A Jury of Her Peers by Elaine Showalter

It was a daunting task that Elaine Showalter set herself in A Jury of Her Peers: to put together a history of more than 250 American female writers from 1650 to 2000. The title comes from a one-act play, Trifles, that became a short story, “A Jury of Her Peers”, in 1917. Both the play and the story were written by Susan Glaspell, a Des Moines reporter, after covering a sensational murder case.

When a farmer is murdered, the sheriff and some helpers, and their wives, come to the farmhouse — the men to hunt for clues, the wives to pack some clothes to take to the widow, who is in jail awaiting trial for her husband’s murder.

While the men search for clues to support their foregone conclusion, the women read the clues quite differently; they set out to conceal or destroy whatever might be to the widow’s detriment — in effect, constituting themselves “a jury of her peers” — and in doing so, they acquit her of the crime.

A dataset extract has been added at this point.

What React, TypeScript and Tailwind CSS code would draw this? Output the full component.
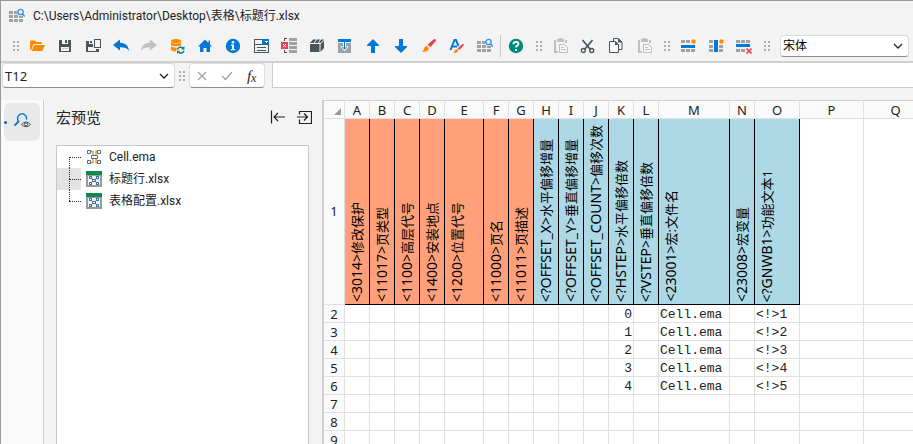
import * as React from "react"
import clsx from "clsx"

const BLUE = "#0078d7"
const DARK = "#4a5459"
const GRAY = "#9ea2a2"
const PALE = "#c0c0c0"
const ORANGE = "#fb8c00"
const RED = "#e8414f"
const GREEN = "#00897b"

interface IconProps {
  children: React.ReactNode
  crisp?: boolean
}

function Icon({ children, crisp = false }: IconProps) {
  return (
    <svg
      width="16"
      height="16"
      viewBox="0 0 16 16"
      fill="none"
      aria-hidden="true"
      shapeRendering={crisp ? "crispEdges" : undefined}
      className="shrink-0"
    >
      {children}
    </svg>
  )
}

function FolderIcon() {
  return (
    <Icon>
      <path d="M1 12V3.5Q1 2.5 2 2.5H6L7.5 4H12.5V6H4.5L2.2 12Z" fill={ORANGE} />
      <path d="M5.2 7H16L13.4 13H2.6Z" fill={ORANGE} />
    </Icon>
  )
}

function SaveIcon() {
  return (
    <Icon crisp>
      <path d="M2 2H5V6H11V2H13L14 3V14H2Z" fill={DARK} />
      <path d="M8 2H10V5H8Z" fill={DARK} />
      <path d="M4 9H12V13H4Z" fill="#f3f3f3" />
      <path d="M5 10H11V11H5Z" fill="#c6c9cb" />
    </Icon>
  )
}

function SaveAsIcon() {
  return (
    <Icon crisp>
      <path d="M1 3H4V6H8V11H14V14H1Z" fill={DARK} />
      <path d="M5 3H7V5H5Z" fill={DARK} />
      <path d="M3 9H8V13H3ZM8 11H11V13H8Z" fill="#f3f3f3" />
      <path d="M9.5 1.5H15.5V9.5H9.5Z" stroke={DARK} />
    </Icon>
  )
}

function UndoIcon() {
  return (
    <Icon>
      <path d="M0 7L7 1.5V4.8C12 4.8 15.5 7.5 16 13C14 10 11.5 9.3 7 9.3V12.5Z" fill={BLUE} />
    </Icon>
  )
}

function RedoIcon() {
  return (
    <Icon>
      <path d="M16 7L9 1.5V4.8C4 4.8 .5 7.5 0 13C2 10 4.5 9.3 9 9.3V12.5Z" fill={PALE} />
    </Icon>
  )
}

function DatabaseIcon() {
  return (
    <Icon>
      <ellipse cx="7" cy="3" rx="5" ry="2" fill={ORANGE} />
      <path d="M2 4.3Q7 7 12 4.3V7.5Q7 9 2 7.5Z" fill={ORANGE} />
      <path d="M2 8.6Q5 10 8 9.7L7 13.5Q3.5 13.5 2 12Z" fill={ORANGE} />
      <path d="M8.5 11.5A3.2 3.2 0 0 1 14 10.3M15 12.8A3.2 3.2 0 0 1 9.5 14" stroke={GREEN} strokeWidth="1.5" />
      <path d="M15.5 8V11.5H12ZM8 16V12.7H11.3Z" fill={GREEN} />
    </Icon>
  )
}

function HomeIcon() {
  return (
    <Icon>
      <path d="M8 1.5L11.5 5V2.5H13V6.5L15 8.5H13V14H9.5V10H6.5V14H3V8.5H1Z" fill={BLUE} />
    </Icon>
  )
}

function InfoIcon() {
  return (
    <Icon>
      <circle cx="8" cy="8" r="7.2" fill={BLUE} />
      <circle cx="8" cy="4.3" r="1.3" fill="#fff" />
      <path d="M6 6.5H9V11H10.3V12.3H5.8V11H7V7.7H6Z" fill="#fff" />
    </Icon>
  )
}

function FormIcon() {
  return (
    <Icon crisp>
      <path d="M1 1H9V2H2V14H15V7H16V15H1Z" fill={DARK} />
      <path d="M9 1H16V6H9Z" fill={BLUE} />
      <path d="M11 3H15L13 5Z" fill="#fff" />
      <path d="M1 6H16V7H1ZM4 9H13V10H4ZM4 12H13V13H4Z" fill={DARK} />
    </Icon>
  )
}

function RemoveRowsIcon() {
  return (
    <Icon crisp>
      <path d="M8 0H16V3H8ZM8 4H16V7H8ZM8 8H16V11H8ZM8 12H16V15H8Z" fill={GRAY} />
      <path d="M3 3V0H6V1H4V3ZM3 12V15H6V14H4V12Z" fill={DARK} />
      <path d="M0 4H7V11H0Z" fill={RED} />
      <path d="M2 6L5 9M5 6L2 9" stroke="#fff" shapeRendering="auto" />
    </Icon>
  )
}

function BoxIcon() {
  return (
    <Icon>
      <path d="M1 6H10.5V14H1Z" fill={DARK} />
      <path d="M4 1.5H7L4.8 5H1ZM8 1.5H11L9 5H5.8ZM12 1.5H15L11.5 5H10ZM11.5 6.2L15 2.5V10L11.5 14Z" fill={DARK} />
    </Icon>
  )
}

function ImportIcon() {
  return (
    <Icon>
      <path d="M1 1H14V4H1Z" fill={BLUE} />
      <path d="M1 5H14V15H1Z" fill={GRAY} />
      <path d="M6 4H9V8.5H11.8L7.5 13L3.2 8.5H6Z" fill="#fff" />
      <path d="M7.5 3V11M5.5 9L7.5 11.2L9.5 9" stroke={BLUE} />
    </Icon>
  )
}

function UpIcon() {
  return (
    <Icon>
      <path d="M8 1L14 7V8H10V15H6V8H2V7Z" fill={BLUE} />
    </Icon>
  )
}

function DownIcon() {
  return (
    <Icon>
      <path d="M8 15L14 9V8H10V1H6V8H2V9Z" fill={BLUE} />
    </Icon>
  )
}

function BrushIcon() {
  return (
    <Icon>
      <path d="M12.5 1.5Q14.5 .5 15 2Q15 3 14 4L9.5 9L6.5 6.8Z" fill={RED} />
      <path d="M5.5 8Q8 8.5 7.8 11Q7 14 1 14Q3 12.5 3 10.5Q3.5 8 5.5 8Z" fill={ORANGE} />
    </Icon>
  )
}

function FormatBrushIcon() {
  return (
    <Icon>
      <path d="M1.5 12L5.5 2H7L9.5 8M3.2 8.5H8" stroke={BLUE} strokeWidth="2" />
      <path d="M13.500 6Q15 5.500 15 7L10.500 12L8.500 10.500Z" fill={RED} />
      <path d="M7.5 11Q9.5 11.5 9.3 13Q8 15.5 4 15Q5.5 14 5.7 12.5Q6.3 11 7.5 11Z" fill={ORANGE} />
    </Icon>
  )
}

function GridSearchIcon() {
  return (
    <Icon>
      <path d="M0 3H4V6H0ZM5 3H8V6H5ZM0 7H4V10H0ZM5 7H9V10H5ZM10 8H14V10H10ZM0 11H4V14H0ZM5 11H9V14H5ZM10 11H14V14H10Z" fill={GRAY} shapeRendering="crispEdges" />
      <circle cx="11.5" cy="4" r="2.7" stroke="#3393df" strokeWidth="1.3" fill="#e5f1fb" />
      <path d="M13.3 6L15.8 8.5" stroke="#3393df" strokeWidth="1.6" />
    </Icon>
  )
}

function HelpIcon() {
  return (
    <Icon>
      <circle cx="8" cy="8" r="7.2" fill={GREEN} />
      <path d="M5.5 6.2Q5.5 3.8 8 3.8Q10.5 3.8 10.5 5.8Q10.5 7 9 7.8Q8 8.4 8 9.6" stroke="#fff" strokeWidth="1.8" />
      <path d="M7 11H9V13H7Z" fill="#fff" />
    </Icon>
  )
}

function PasteIcon() {
  return (
    <Icon crisp>
      <path d="M2 2H4V13H6V15H2ZM5 1H7V0H10V1H12V4H5ZM13 2H15V5H13Z" fill={PALE} />
      <path d="M7.5 6.5H12.5L15.5 9.5V14.5H7.5Z" stroke={PALE} fill="#f7f7f7" />
      <path d="M9 9.5H12M9 11.5H14" stroke={PALE} />
    </Icon>
  )
}

function ScissorsIcon() {
  return (
    <Icon>
      <path d="M2.5 2L10.5 11.5M12.5 2L4.5 11.5" stroke={DARK} strokeWidth="1.7" />
      <circle cx="3.3" cy="12.5" r="2" stroke={DARK} strokeWidth="1.3" />
      <circle cx="11.7" cy="12.5" r="2" stroke={DARK} strokeWidth="1.3" />
    </Icon>
  )
}

function CopyIcon() {
  return (
    <Icon>
      <path d="M5.5 3.5V.5H10.5L14 4V11.5H10.5" stroke={DARK} />
      <path d="M1.5 3.5H7.5L10.5 6.5V14.5H1.5Z" stroke={DARK} fill="#f7f7f7" />
      <path d="M7 3.5V7H10.5ZM10 .5V4.5H14Z" fill={DARK} />
    </Icon>
  )
}

function InsertRowIcon() {
  return (
    <Icon crisp>
      <path d="M1 2H5V5H1ZM6 2H10V5H6ZM1 11H5V14H1ZM6 11H10V14H6ZM11 11H15V14H11Z" fill={GRAY} />
      <path d="M1 7H15V10H1Z" fill={BLUE} />
      <circle cx="13.5" cy="3.5" r="2.2" fill={ORANGE} shapeRendering="auto" />
    </Icon>
  )
}

function InsertColumnIcon() {
  return (
    <Icon crisp>
      <path d="M1 2H5V5H1ZM1 7H5V10H1ZM1 11H5V14H1ZM11 7H15V10H11ZM11 11H15V14H11Z" fill={GRAY} />
      <path d="M6 2H10V14H6Z" fill={BLUE} />
      <circle cx="13.5" cy="3.5" r="2.2" fill={ORANGE} shapeRendering="auto" />
    </Icon>
  )
}

function DeleteRowIcon() {
  return (
    <Icon crisp>
      <path d="M0 2H4V5H0ZM5 2H9V5H5ZM10 2H14V5H10ZM0 11H4V14H0ZM5 11H9V14H5Z" fill={GRAY} />
      <path d="M0 6H14V9H0Z" fill={BLUE} />
      <path d="M10.5 10.5L15.5 15.5M15.5 10.5L10.5 15.5" stroke={RED} strokeWidth="1.6" shapeRendering="auto" />
    </Icon>
  )
}

function MacroIcon() {
  return (
    <Icon>
      <path d="M5 2.5H7V6M10 6V2.5H12M5 13.5H7V10M10 10V13.5H12" stroke={ORANGE} strokeWidth="1.3" />
      <path d="M1.5 1.5H4.5V4.5H1.5ZM11.5 1.5H14.5V4.5H11.5ZM1.5 11.5H4.5V14.5H1.5ZM11.5 11.5H14.5V14.5H11.5ZM5.5 6.5H11.5V9.5H5.5Z" stroke="#3d72a4" fill="#fff" />
    </Icon>
  )
}

function WorkbookIcon() {
  return (
    <Icon crisp>
      <path d="M1 4H15V15H1Z" stroke="#9a9a9a" strokeWidth="2" fill="#f5f5f5" />
      <path d="M0 0H16V4H0Z" fill="#0b8a4b" />
      <path d="M4 6L12 13M12 6L4 13" stroke={ORANGE} shapeRendering="auto" />
      <path d="M3 5H6V8H3ZM10 5H13V8H10ZM3 11H6V14H3ZM10 11H13V14H10ZM6 8H10V11H6Z" fill="#3d72a4" />
      <path d="M4 6H5V7H4ZM11 6H12V7H11ZM4 12H5V13H4ZM11 12H12V13H11ZM7 9H9V10H7Z" fill="#fff" />
    </Icon>
  )
}

function Chevron() {
  return (
    <svg width="10" height="6" viewBox="0 0 10 6" fill="none" aria-hidden="true" className="pointer-events-none absolute right-[6px] top-1/2 -translate-y-1/2">
      <path d="M1 1L5 5L9 1" stroke="#222" strokeWidth="1.3" />
    </svg>
  )
}

function Grip({ className }: { className?: string }) {
  return (
    <div className={clsx("shrink-0", className)}>
      <svg width="6" height="10" viewBox="0 0 6 10" aria-hidden="true" shapeRendering="crispEdges">
        <path d="M0 0H2V2H0ZM4 0H6V2H4ZM0 4H2V6H0ZM4 4H6V6H4ZM0 8H2V10H0ZM4 8H6V10H4Z" fill="#adadad" />
      </svg>
    </div>
  )
}

interface Tool {
  label: string
  icon: React.ComponentType
  disabled?: boolean
}

const mainTools: Tool[] = [
  { label: "打开", icon: FolderIcon },
  { label: "保存", icon: SaveIcon },
  { label: "另存为", icon: SaveAsIcon },
  { label: "撤销", icon: UndoIcon },
  { label: "恢复", icon: RedoIcon, disabled: true },
  { label: "更新数据", icon: DatabaseIcon },
  { label: "主页", icon: HomeIcon },
  { label: "信息", icon: InfoIcon },
  { label: "表单", icon: FormIcon },
  { label: "移除", icon: RemoveRowsIcon },
  { label: "打包", icon: BoxIcon },
  { label: "导入", icon: ImportIcon },
  { label: "上移", icon: UpIcon },
  { label: "下移", icon: DownIcon },
  { label: "画笔", icon: BrushIcon },
  { label: "格式刷", icon: FormatBrushIcon },
  { label: "查看表格", icon: GridSearchIcon },
]

const helpTools: Tool[] = [{ label: "帮助", icon: HelpIcon }]

const clipboardTools: Tool[] = [
  { label: "粘贴", icon: PasteIcon, disabled: true },
  { label: "剪切", icon: ScissorsIcon },
  { label: "复制", icon: CopyIcon },
  { label: "选择性粘贴", icon: PasteIcon, disabled: true },
]

const tableTools: Tool[] = [
  { label: "插入行", icon: InsertRowIcon },
  { label: "插入列", icon: InsertColumnIcon },
  { label: "删除行", icon: DeleteRowIcon },
]

function ToolGroup({ tools }: { tools: Tool[] }) {
  return (
    <div className="flex shrink-0">
      {tools.map(({ label, icon: ToolIcon, disabled }) => (
        <button
          key={label}
          type="button"
          aria-label={label}
          disabled={disabled}
          className="flex h-7 w-7 items-center justify-center rounded hover:bg-black/5"
        >
          <ToolIcon />
        </button>
      ))}
    </div>
  )
}

function Toolbar() {
  return (
    <div className="flex h-[33px] shrink-0 items-center border-b-2 border-[#d0d0d0] pl-1.5 pr-1">
      <Grip className="w-4 pl-1.5" />
      <ToolGroup tools={mainTools} />
      <div className="mx-px h-[22px] w-px shrink-0 bg-[#c8c8c8]" />
      <ToolGroup tools={helpTools} />
      <Grip className="w-4 pl-1.5" />
      <ToolGroup tools={clipboardTools} />
      <Grip className="w-4 pl-1.5" />
      <ToolGroup tools={tableTools} />
      <Grip className="w-4 pl-1.5" />
      <div className="relative ml-1.5 min-w-0 flex-1">
        <select
          aria-label="字体"
          className="block h-[22px] w-full appearance-none rounded-[4px] border border-[#dcdcdc] border-b-[#8c8c8c] bg-white px-0.5 text-xs leading-4 text-black"
        >
          <option>宋体</option>
        </select>
        <Chevron />
      </div>
    </div>
  )
}

function FormulaBar() {
  return (
    <div className="mb-3 flex h-[25px] shrink-0 items-stretch pl-px">
      <div className="relative w-[173px] shrink-0">
        <select
          aria-label="名称框"
          className="block h-full w-full appearance-none rounded-[4px] border border-[#dcdcdc] border-b-[#8c8c8c] bg-white px-0.5 text-[13px] leading-4 text-[#222]"
        >
          <option>T12</option>
        </select>
        <Chevron />
      </div>
      <Grip className="flex w-3.5 items-center pl-1" />
      <div className="flex w-[76px] shrink-0 items-center rounded-[4px] border border-[#dcdcdc] border-b-[#8c8c8c] bg-white">
        <button type="button" aria-label="取消" disabled className="flex h-full flex-1 items-center justify-center">
          <svg width="10" height="10" viewBox="0 0 10 10" fill="none" aria-hidden="true">
            <path d="M1 1L9 9M9 1L1 9" stroke="#a0a0a0" strokeWidth="1.2" />
          </svg>
        </button>
        <button type="button" aria-label="输入" disabled className="flex h-full flex-1 items-center justify-center">
          <svg width="12" height="10" viewBox="0 0 12 10" fill="none" aria-hidden="true">
            <path d="M1 5L4.5 8.5L11 1" stroke="#a0a0a0" strokeWidth="1.2" />
          </svg>
        </button>
        <button type="button" aria-label="插入函数" className="flex h-full flex-1 items-center justify-center font-['Liberation_Serif',serif] text-[15px] italic leading-4 text-[#222]">
          f<span className="pt-1 text-xs">x</span>
        </button>
      </div>
      <input
        aria-label="编辑栏"
        className="ml-[7px] min-w-0 flex-1 border-b border-l border-[#cccccc] bg-white px-1 text-[13px] outline-none"
      />
    </div>
  )
}

const files = [
  { name: "Cell.ema", icon: MacroIcon },
  { name: "标题行.xlsx", icon: WorkbookIcon, selected: true },
  { name: "表格配置.xlsx", icon: WorkbookIcon },
]

function MacroPanel() {
  return (
    <aside className="flex w-[278px] shrink-0 flex-col pl-3 pr-[13px]">
      <div className="flex h-[45px] items-center pb-3">
        <h2 className="flex-1 text-[15px] leading-5 text-[#222]">宏预览</h2>
        <button type="button" aria-label="停靠" className="mr-[10px]">
          <Icon>
            <path d="M1.5 1.5V14.5M15 8H4M8 4L4 8L8 12" stroke="#222" strokeWidth="1.2" />
          </Icon>
        </button>
        <button type="button" aria-label="移出" className="-mr-[3px]">
          <Icon>
            <path d="M3.5 5.5V2.5H15.5V14.5H3.5V10.5M1 8H11M8 4.5L11.5 8L8 11.5" stroke="#222" strokeWidth="1.2" />
          </Icon>
        </button>
      </div>
      <ul className="flex-1 border border-b-0 border-[#c8c8c8] bg-white font-['Roboto','Noto_Sans_CJK_SC',sans-serif] text-xs leading-[22px] text-[#222]">
        {files.map(({ name, icon: FileIcon, selected }, i) => (
          <li key={name} className="flex h-[22px] items-center">
            <div className={clsx("flex h-full w-6 flex-col pl-3", selected && "bg-[#e3e3e3]")}>
              <div className={clsx("h-[11px]", i > 0 && "border-l border-dotted border-[#333]")} />
              <div className={clsx("h-[11px] border-t border-dotted border-[#333]", i < files.length - 1 && "border-l")} />
            </div>
            <div className="pl-[5px] pr-[7px]">
              <FileIcon />
            </div>
            {name}
          </li>
        ))}
      </ul>
    </aside>
  )
}

interface Column {
  id: string
  width: string
  fill?: "orange" | "blue"
  code?: string
  title?: string
}

const columns: Column[] = [
  { id: "A", width: "w-[25px]", fill: "orange", code: "<3014>", title: "修改保护" },
  { id: "B", width: "w-[25px]", fill: "orange", code: "<11017>", title: "页类型" },
  { id: "C", width: "w-[25px]", fill: "orange", code: "<1100>", title: "高层代号" },
  { id: "D", width: "w-[25px]", fill: "orange", code: "<1400>", title: "安装地点" },
  { id: "E", width: "w-[39px]", fill: "orange", code: "<1200>", title: "位置代号" },
  { id: "F", width: "w-[25px]", fill: "orange", code: "<11000>", title: "页名" },
  { id: "G", width: "w-[25px]", fill: "orange", code: "<11011>", title: "页描述" },
  { id: "H", width: "w-[25px]", fill: "blue", code: "<?OFFSET_X>", title: "水平偏移增量" },
  { id: "I", width: "w-[25px]", fill: "blue", code: "<?OFFSET_Y>", title: "垂直偏移增量" },
  { id: "J", width: "w-[25px]", fill: "blue", code: "<?OFFSET_COUNT>", title: "偏移次数" },
  { id: "K", width: "w-[25px]", fill: "blue", code: "<?HSTEP>", title: "水平偏移倍数" },
  { id: "L", width: "w-[25px]", fill: "blue", code: "<?VSTEP>", title: "垂直偏移倍数" },
  { id: "M", width: "w-[71px]", fill: "blue", code: "<23001>", title: "宏:文件名" },
  { id: "N", width: "w-[25px]", fill: "blue", code: "<23008>", title: "宏变量" },
  { id: "O", width: "w-[45px]", fill: "blue", code: "<?GNWB1>", title: "功能文本1" },
  { id: "P", width: "w-[64px]" },
  { id: "Q", width: "w-[64px]" },
]

const rows: Record<string, string>[] = [
  { K: "0", M: "Cell.ema", O: "<!>1" },
  { K: "1", M: "Cell.ema", O: "<!>2" },
  { K: "2", M: "Cell.ema", O: "<!>3" },
  { K: "3", M: "Cell.ema", O: "<!>4" },
  { K: "4", M: "Cell.ema", O: "<!>5" },
  {},
  {},
  {},
]

function Sheet() {
  return (
    <main className="min-w-0 flex-1 overflow-hidden border-l-2 border-t border-[#cfcfcf] bg-white">
      <table className="w-[604px] table-fixed border-separate border-spacing-0">
        <colgroup>
          <col className="w-[21px]" />
          {columns.map((col) => (
            <col key={col.id} className={col.width} />
          ))}
        </colgroup>
        <thead>
          <tr className="h-[18px] bg-[#fafafa] text-[13px] leading-4 text-[#222]">
            <th className="border-b border-r border-[#e0e0e0] p-0 align-bottom">
              <svg width="7" height="7" viewBox="0 0 7 7" aria-hidden="true" className="mb-[3px] ml-auto mr-[3px]">
                <path d="M7 0V7H0Z" fill="#9a9a9a" />
              </svg>
            </th>
            {columns.map((col) => (
              <th key={col.id} scope="col" className="border-b border-r border-[#e0e0e0] p-0 font-normal">
                {col.id}
              </th>
            ))}
          </tr>
        </thead>
        <tbody>
          <tr className="h-[186px]">
            <th scope="row" className="border-b border-r border-[#e0e0e0] bg-[#fafafa] p-0 text-[13px] font-normal text-[#222]">
              1
            </th>
            {columns.map((col) => (
              <td
                key={col.id}
                className={clsx(
                  "border-b border-r p-0 pb-0.5 pl-1 align-bottom",
                  col.fill === "orange" && "border-black bg-[#ffa07a]",
                  col.fill === "blue" && "border-black bg-[#add8e6]",
                  !col.fill && "border-[#e0e0e0]"
                )}
              >
                {col.code && (
                  <div className="w-4 rotate-180 whitespace-nowrap text-sm leading-4 text-black [text-orientation:sideways] [writing-mode:vertical-rl]">
                    {col.code}
                    <span className="text-[13px]">{col.title}</span>
                  </div>
                )}
              </td>
            ))}
          </tr>
          {rows.map((row, i) => (
            <tr key={i} className="h-[18px]">
              <th scope="row" className="border-b border-r border-[#e0e0e0] bg-[#fafafa] p-0 text-[13px] font-normal leading-4 text-[#222]">
                {i + 2}
              </th>
              {columns.map((col) => (
                <td
                  key={col.id}
                  className={clsx(
                    "whitespace-nowrap border-b border-r border-[#e0e0e0] px-px pb-0 pt-[3px] font-['Liberation_Mono',monospace] text-[13px] leading-[14px] text-[#222]",
                    col.id === "K" && "text-right"
                  )}
                >
                  {row[col.id]}
                </td>
              ))}
            </tr>
          ))}
        </tbody>
      </table>
    </main>
  )
}

export default function App() {
  return (
    <div className="flex h-screen flex-col overflow-hidden border-l border-t border-[#999999] bg-[#f3f3f3] font-['Noto_Sans','Noto_Sans_CJK_SC',sans-serif]">
      <header className="flex h-[29px] shrink-0 items-center gap-2 pl-2">
        <GridSearchIcon />
        <h1 className="font-['Roboto','Noto_Sans_CJK_SC',sans-serif] text-xs leading-4 text-[#222]">
          C:\Users\Administrator\Desktop\表格\标题行.xlsx
        </h1>
      </header>
      <Toolbar />
      <FormulaBar />
      <div className="flex min-h-0 flex-1">
        <nav className="w-[43px] shrink-0 border-r border-[#cfcfcf] bg-[#fafafa] pl-[3px] pt-[3px]">
          <button type="button" aria-label="宏预览" className="flex h-[38px] w-9 items-center rounded-md bg-[#e9e9e9]">
            <span className="h-[3px] w-[3px] rounded-full bg-[#0067c0]" />
            <svg width="18" height="18" viewBox="0 0 18 18" fill="none" aria-hidden="true" className="ml-[7px]">
              <path d="M4.700 8.300A4.500 4.500 0 1 1 12.400 6.500" stroke={BLUE} strokeWidth="1.4" />
              <path d="M5 8L.5 12.500" stroke={BLUE} strokeWidth="1.8" />
              <path d="M7.500 11.500Q12 6.500 16.500 11.500Q12 16 7.500 11.500Z" stroke={DARK} fill="#e9e9e9" />
              <circle cx="12" cy="11.300" r="1.6" stroke={DARK} />
            </svg>
          </button>
        </nav>
        <MacroPanel />
        <Sheet />
      </div>
    </div>
  )
}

Not only does Showalter trace the development and treatment of what has come to be called “the female experience”, but she says she is “interested in women writers’ efforts to move beyond female experience, to create male characters and to write outside of their own race and place.”

She has divided the phases in women’s writing into “feminine,” “feminist,” and “female” and, finally, by the end of the 20th Century, the fourth and final stage: “free”.

Although reading A Jury of Her Peers chronologically is enlightening, the book may be dipped into at any chapter with much reward. Chapter 3 opens with an Edinburgh critic asking, “In the four quarters of the globe, who reads an American book?” This in the era of James Fenimore Cooper and Washington Irving.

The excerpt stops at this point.